Trotskyists render substantial aid to the bourgeoisie in its efforts to cause schisms in working class and national liberation movements. During periods of mass demonstrations by working people, extremist factions among the Trotskyists carry out provocative acts that provide the forces of reaction with an opportunity to arouse the politically inexperienced portion of the population against the proletariat and its vanguard, the Communists. During the 1968 general strike in France, Trotskyists and other "ultrarevolutionaries" supported the adventuristic idea of an immediate armed uprising. In Japan the Trotskyists gave the reactionary forces a pretext for the bloody suppression of the demonstrations in Shinjuku in October 1968 and in Yokosuka in January 1969. Trotskyists have engaged in similar activities in other countries as well. Schismatic efforts of the Trotskyists in Chile aided the fascist coup there. Trotskyists attmept to penetrate mass revolutionary organizations for the purpose of destroying the organizations from within. They are particularly active in youth organizations, where they take advance of some of the youngsters' political immaturity and failure to recognize the true face of Trotskyism.

R_P_A_S
15th October 2007, 19:12
it sickens me to read how some people bash other leftist. just because their "isms" are different. the main reason why I can't stand how some of you make this stuff out to be some holly code and religion.

AGITprop
16th October 2007, 15:24
Originally posted by [email protected] 15, 2007 06:12 pm
it sickens me to read how some people bash other leftist. just because their "isms" are different. the main reason why I can't stand how some of you make this stuff out to be some holly code and religion.
i seriously fucking agree.
geez! get over yourselves. most of you are just a bunch of fucking clueless teenagers who fucking read shit and think they know everything...get out there..get a fucking job....feel opression. see what its like to work ur ass off for shit money and then maybe when u actually KNOW something...you could bash someone elses thought...now im not saying that you all are a bunch of fucking clkueless teenagers with no life experience...but alot of you are......so shut up...let a person speak..and dont fucking insult everythng u dont fucking agree with..christ..im sick of u pseudo-revolutionnaries whos egos rule their action.

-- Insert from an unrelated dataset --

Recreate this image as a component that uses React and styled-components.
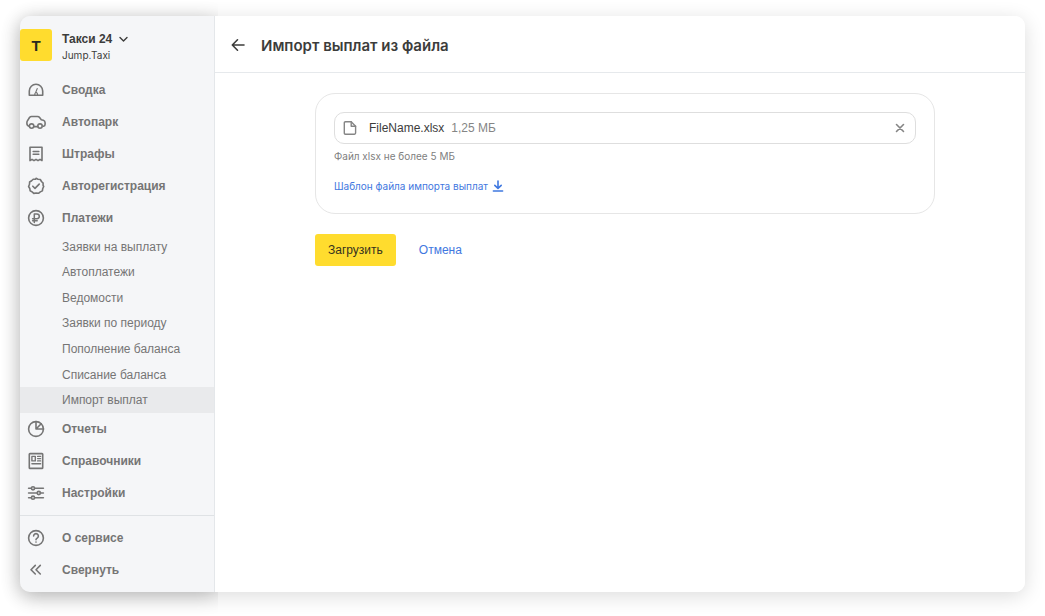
import React from "react";
import styled, { createGlobalStyle, css } from "styled-components";

const GlobalStyle = createGlobalStyle`
    *, *::before, *::after {
        box-sizing: border-box;
    }

    body {
        margin: 0;
        background: #fff;
        font-family: "Liberation Sans", Arial, sans-serif;
        font-size: 12px;
        color: #3c3c3b;
    }

    button {
        font: inherit;
        color: inherit;
        background: none;
        border: 0;
        padding: 0;
        cursor: pointer;
    }

    a {
        text-decoration: none;
    }
`

const Page = styled.div`
    display: flex;
    min-height: 100vh;
    padding: 16px 20px 24px;
`

const Window = styled.div`
    display: flex;
    flex: 1;
    border-radius: 10px;
    background: #fff;
    box-shadow: 0 4px 20px rgba(0, 0, 0, 0.14);
`

const Sidebar = styled.aside`
    display: flex;
    flex-direction: column;
    flex: 0 0 195px;
    border-right: 1px solid #e4e7ea;
    border-radius: 10px 0 0 10px;
    background: #f5f6f8;
    box-shadow: 0 4px 20px rgba(0, 0, 0, 0.2);
    clip-path: inset(-40px -3px -40px -40px);
`

const Account = styled.button`
    display: flex;
    align-items: center;
    gap: 10px;
    height: 58px;
    text-align: left;
`

const Logo = styled.span`
    display: grid;
    place-items: center;
    width: 32px;
    height: 32px;
    border-radius: 3px;
    background: #ffdc2e;
    color: #2b2a20;
    font-size: 15px;
    font-weight: 600;
`

const AccountText = styled.span`
    display: flex;
    flex-direction: column;
    padding-top: 4px;
    font-size: 10px;
    font-family: Inter, sans-serif;
    line-height: 16px;
`

const AccountName = styled.span`
    display: flex;
    align-items: center;
    gap: 7px;
    font-size: 12px;
    font-family: "Liberation Sans", Arial, sans-serif;
    font-weight: 600;
`

const Menu = styled.ul`
    margin: 0;
    padding: 0;
    list-style: none;

    & + & {
        margin-top: 6px;
        padding-top: 6px;
        border-top: 1px solid #dfe2e5;
    }
`

const menuRow = css`
    display: flex;
    align-items: center;
    width: 100%;
    color: #757575;
`

const MenuLink = styled.a`
    ${menuRow}
    gap: 10px;
    height: 32px;
    font-weight: 600;
`

const MenuIcon = styled.span`
    display: grid;
    place-items: center;
    width: 32px;
`

const SubMenu = styled.ul`
    display: grid;
    grid-auto-rows: 1fr;
    height: 179px;
    margin: 0;
    padding: 0;
    list-style: none;
`

const SubLink = styled.a`
    ${menuRow}
    height: 100%;
    padding-left: 42px;
    background: ${({ $active }) => ($active ? "#e9eaec" : "transparent")};
`

const Main = styled.main`
    position: relative;
    flex: 1;
    min-width: 0;
    border-radius: 0 10px 10px 0;
    background: #fff;
`

const Header = styled.header`
    display: flex;
    align-items: center;
    gap: 16px;
    height: 57px;
    padding: 2px 16px 0;
    border-bottom: 1px solid #e6e9ec;
`

const Title = styled.h1`
    margin: 0;
    font-family: Inter, sans-serif;
    font-size: 15px;
    font-weight: 600;
`

const IconButton = styled.button`
    display: grid;
    place-items: center;
    color: ${({ $muted }) => ($muted ? "#858585" : "#3c3c3b")};
`

const Form = styled.form`
    padding: 20px 90px 20px 100px;
`

const Card = styled.section`
    padding: 18px 18px 19px;
    border: 1px solid #e6e6e6;
    border-radius: 20px;
`

const FileField = styled.div`
    display: flex;
    align-items: center;
    height: 32px;
    padding: 0 9px 0 8px;
    border: 1px solid #dedede;
    border-radius: 10px;
    color: #858585;
`

const FileName = styled.span`
    margin: 0 7px 0 12px;
    color: #3c3c3b;
`

const FileSize = styled.span`
    flex: 1;
`

const Hint = styled.p`
    margin: 4px 0 14px;
    font-family: Inter, sans-serif;
    font-size: 10px;
    line-height: 16px;
    color: #808080;
`

const TemplateLink = styled.a`
    display: flex;
    align-items: center;
    gap: 4px;
    width: fit-content;
    font-family: Inter, sans-serif;
    font-size: 10px;
    line-height: 16px;
    color: #3f78e0;
`

const Actions = styled.div`
    display: flex;
    align-items: center;
    gap: 23px;
    margin-top: 20px;
`

const SubmitButton = styled.button`
    height: 32px;
    padding: 0 13px;
    border-radius: 3px;
    background: #ffdc2e;
    color: #35321f;
    font-weight: 500;
`

const CancelLink = styled.a`
    color: #3f78e0;
`

function Icon({ size = 20, width = 1.6, children }) {
    return (
        <svg width={size} height={size} viewBox={`0 0 ${size} ${size}`} fill="none" stroke="currentColor"
             strokeWidth={width} strokeLinecap="round" strokeLinejoin="round" aria-hidden="true">
            {children}
        </svg>
    )
}

const icons = {
    summary: <>
        <path d="M3.3 15.2V11a6.7 6.7 0 0 1 13.4 0v4.2z"/>
        <path d="M8.8 15q-.2-1.6.9-2.6l1.5-3.8M11.6 15q0-1.4-.9-2.4" strokeWidth="1.2"/>
    </>,
    cars: <>
        <path d="M3 14.3Q.9 13.9.9 11.6v-1q0-1.5 1-2.5l1.6-2.6q.8-1 2-1h6q1.3 0 2.1 1l1.7 2.2 2 .6q1.8.6 1.8 2.4v1.6q0 1.7-1.6 2"/>
        <path d="M7.9 14.6h3.8"/>
        <circle cx="5.6" cy="14.1" r="2.2"/>
        <circle cx="14" cy="14.1" r="2.2"/>
    </>,
    fines: <>
        <path d="M4 3.2h12v13.4l-2-1.2-2 1.2-2-1.2-2 1.2-2-1.2-2 1.2z"/>
        <path d="M7.2 7.5h5.6M7.2 10.3h5.6"/>
    </>,
    registration: <>
        <path d="m10 2.3 2 1 2.3.2 1.2 2 1.6 1.6v2.3l.6 1-1 2.3-.3 2.2-2.1 1-1.8 1.4-2.3-.3-2.4.4-1.7-1.5-2-1.2-.3-2.2-1.2-2 .9-2.2.1-2.3 2-1.2 1.6-1.6 2.2.1z"/>
        <path d="m6.8 10.2 2.2 2.2 4.2-4.3"/>
    </>,
    payments: <>
        <circle cx="10" cy="10" r="7.4"/>
        <path d="M8.3 14.4V5.9h2.6a2.4 2.4 0 0 1 0 4.8H6.6M6.6 12.7h4.6" strokeWidth="1.5"/>
    </>,
    reports: <>
        <circle cx="10" cy="10" r="7.4"/>
        <path d="M10 2.5V10l5.2-5.2M10 10h7.5"/>
    </>,
    handbooks: <>
        <path d="M4 2.6h12q.7 0 .7.7v13.4q0 .7-.7.7H4q-.7 0-.7-.7V3.3q0-.7.7-.7z"/>
        <path d="M5.9 5.4h3.4v4.5H5.9zM11.6 5.4h3M11.6 7.6h3M11.6 9.9h3M5.9 12.8h8.7" strokeWidth="1.4"/>
    </>,
    settings: <>
        <path d="M2.6 5.3h2.8M8.6 5.3h8.8M2.6 10h8.6M14.4 10h3M2.6 14.7h2.8M8.6 14.7h8.8"/>
        <circle cx="7" cy="5.3" r="1.6"/>
        <circle cx="12.8" cy="10" r="1.6"/>
        <circle cx="7" cy="14.7" r="1.6"/>
    </>,
    about: <>
        <circle cx="10" cy="10" r="7.4"/>
        <path d="M7.6 8a2.4 2.4 0 1 1 3.6 2.1q-1.2.7-1.2 1.6M10 14v.1"/>
    </>,
    collapse: <path d="M9.3 5.4 5 9.7l4.3 4.3M14.3 5.4 10 9.7l4.3 4.3"/>,
}

const menu = [
    { id: "summary", title: "Сводка" },
    { id: "cars", title: "Автопарк" },
    { id: "fines", title: "Штрафы" },
    { id: "registration", title: "Авторегистрация" },
    {
        id: "payments",
        title: "Платежи",
        items: [
            "Заявки на выплату",
            "Автоплатежи",
            "Ведомости",
            "Заявки по периоду",
            "Пополнение баланса",
            "Списание баланса",
            "Импорт выплат",
        ],
    },
    { id: "reports", title: "Отчеты" },
    { id: "handbooks", title: "Справочники" },
    { id: "settings", title: "Настройки" },
]

const serviceMenu = [
    { id: "about", title: "О сервисе" },
    { id: "collapse", title: "Свернуть" },
]

function MenuList({ list, active }) {
    return (
        <Menu>
            {list.map(({ id, title, items }) => (
                <li key={id}>
                    <MenuLink href={`#${id}`}>
                        <MenuIcon><Icon>{icons[id]}</Icon></MenuIcon>
                        {title}
                    </MenuLink>
                    {items && <SubMenu>
                        {items.map(item => (
                            <li key={item}>
                                <SubLink href="#payments" $active={item === active}>{item}</SubLink>
                            </li>
                        ))}
                    </SubMenu>}
                </li>
            ))}
        </Menu>
    )
}

export default function App() {
    return (
        <Page>
            <GlobalStyle/>
            <Window>
                <Sidebar>
                    <Account type="button">
                        <Logo>Т</Logo>
                        <AccountText>
                            <AccountName>
                                Такси 24
                                <Icon size={9} width={1.4}><path d="m1 2.4 3.5 3.5L8 2.4"/></Icon>
                            </AccountName>
                            Jump.Taxi
                        </AccountText>
                    </Account>
                    <nav>
                        <MenuList list={menu} active="Импорт выплат"/>
                        <MenuList list={serviceMenu}/>
                    </nav>
                </Sidebar>
                <Main>
                    <Header>
                        <IconButton type="button" aria-label="Назад">
                            <Icon size={14}><path d="M13 7H1.5M6.5 1.8 1.3 7l5.2 5.2"/></Icon>
                        </IconButton>
                        <Title>Импорт выплат из файла</Title>
                    </Header>
                    <Form onSubmit={e => e.preventDefault()}>
                        <Card>
                            <FileField>
                                <Icon size={14} width={1.4}>
                                    <path d="M2.4.8h5.8l4.4 4.4v6.9q0 1.1-1.1 1.1H2.4q-1.1 0-1.1-1.1V1.9Q1.3.8 2.4.8z"/>
                                    <path d="M8.2.8v4.4h4.4"/>
                                </Icon>
                                <FileName>FileName.xlsx</FileName>
                                <FileSize>1,25 МБ</FileSize>
                                <IconButton type="button" $muted aria-label="Удалить файл">
                                    <Icon size={12}><path d="m2.5 2.5 7 7M9.5 2.5l-7 7"/></Icon>
                                </IconButton>
                            </FileField>
                            <Hint>Файл xlsx не более 5 МБ</Hint>
                            <TemplateLink href="#template">
                                Шаблон файла импорта выплат
                                <Icon size={12}><path d="M6 1v7M2.8 5.4 6 8.4l3.2-3M1.4 11h9.2"/></Icon>
                            </TemplateLink>
                        </Card>
                        <Actions>
                            <SubmitButton type="submit">Загрузить</SubmitButton>
                            <CancelLink href="#cancel">Отмена</CancelLink>
                        </Actions>
                    </Form>
                </Main>
            </Window>
        </Page>
    )
}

for the record..im not saying i know more than you guys...cuz i probably dont..im just a teenager too. im learning..and so are other people here...so fuck...relax and let people speak without jumping down their throats...

especially killer enigma....fuck u..ur just an asshole..

BobKKKindle$
16th October 2007, 16:32
The Socialist Workers' Party in the United Kingdom has advanced an alternative evaluation of the USSR that differs from the main body of Trotskyist opinion and the analysis Trotsky conducted in 'The Revolution Betrayed'. Tony Cliff described the USSR under the rule of Stalin and subsequent soviet leaders as operating under a system of 'State-Capitalism'.

In contrast to Trotsky, Cliff did not believe that state ownership of economic resources was irreconcilable with the capitalist mode of production or an important feature of a socialist society; Cliff recognized that several capitalist countries under the control of social-democratic parties such as the UK had nationalized key sections of the economy following the war, and as such concluded that the USSR was not socialist in any way – not even a workers' state suffering from bureaucratic degeneration – and was instead a society with similar power dynamics to market capitalist societies and a ruling class composed of the upper section of the communist party and managers.


It"s another name for Dogmatic Marxism> Following Marx to the dot with little consideration for Dialectical Materialism>

Did you read any of the material posted above? Trotsky, in agreement with Lenin, disagreed with Marx's original prediction that it was necessary for society to undergo capitalist development prior to a socialist revolution. I recommend you read 'The Development of Capitalism in Russia' to gain a better understanding of Lenin's position instead of making assertions.

The most important difference between Stalinism (a bureaucratic and authoritarian distortion of Marxism) is that Stalinists maintain the stag-ist interpretation (derived from Marx's dialectics) of History whereas Trotskyists have always grasped every opportunity for revolution that has arisen. Stalinist parties have always tried to obstruct the development of popular movements, I would like to draw your attention in particular to the May 1968 Uprisings - the CGT encouraged workers to return to work and accept concessions instead of seizing state power (AJ actually recognizes this, I quote "During the 1968 general strike in France, Trotskyists and other ultrarevolutionaries supported the adventuristic idea of an immediate armed uprising") and the Spanish Civil War, during which the Comintern encouraged disagreements within the United Front and eventually caused military conflict between different ideological factions, resulting in the defeat of Franco.

Tower of Bebel
16th October 2007, 18:46
Originally posted by [email protected] 15, 2007 08:06 pm
What someone posted on another forum......
Why is it that you do not want us to know who made this and where you got it from? :rolleyes:

Mehring
17th November 2009, 15:28
That is a piece of falsification par-excellence. The events of the 21st century bore out Trotsky's permanant revolution. Stalinism is anti communism. The myth that socialism in one country represents a legitimate strand of marxism is a nonsense. Trotsky tried to unite socialists around class issues and form strategies, documents and parties that could leas to socialist revolution. Every document he wrote and every account of the events from people who took part bears that out.

The bourgeoisie seeks to split the movement by trying to legitimate stalinism so as to weaken the workers movements. They no that Stalin was really the friend of the Bourgeoisie. Trotskyism is a unifying force for the working class and its vital that during periods of reaction as we have just been through that the kernal of actual living marxism is kept living so that when capitalism falls into crisis as it is now doing their will somewhere for workers to turn so that our class can become the dominant one and society and the economy can be run in our interests.